The Clinton administration will use several criteria to decide next July whether to go forward with deployment of the planned National Missile Defense (NMD) system. One of these criteria is the technical readiness of the system for deployment, which the Pentagon will assess in a Deployment Readiness Review (DRR) to be conducted in June 2000. The DRR will be based in large part on the results of three intercept tests that will take place before June 2000; the first of these is scheduled for Saturday, November 2. But, as we show below, the Pentagon will not have enough information to assess the technical readiness of the NMD system by next summer.

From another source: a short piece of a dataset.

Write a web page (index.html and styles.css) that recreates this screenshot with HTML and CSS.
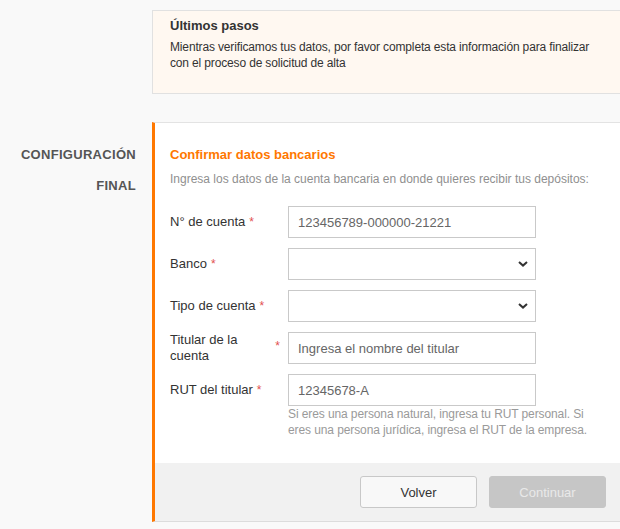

Criteria for Technical Readiness
For any system-military or commercial-to be technically ready for deployment, it must meet all three of the following criteria. It must be
- technologically mature
- operationally effective
- reliable
A rigorous test program is the only way to assess whether a system meets these three criteria.
The Pentagon's Planned Test Program
The Pentagon is planning to conduct 19 intercept tests prior to completion of NMD deployment in 2005, but at most three of these will take place before President Clinton makes a deployment decision next summer.
Intercept test #1 will test the exo-atmospheric kill vehicle (EKV), not the full system. It will use a surrogate booster, and none of the other system components will be integrated into the test. Instead, to simulate the information that would normally be provided by the radars, a GPS transmitter on the target (with a C-band transmitter backup) will provide target location to the booster to allow it to dispense the EKV in the correct place. After it is dispensed, the EKV will operate on its own and is intended to home on the target using its infrared sensor. In addition to the target, the test will also include one balloon decoy, according to BMDO.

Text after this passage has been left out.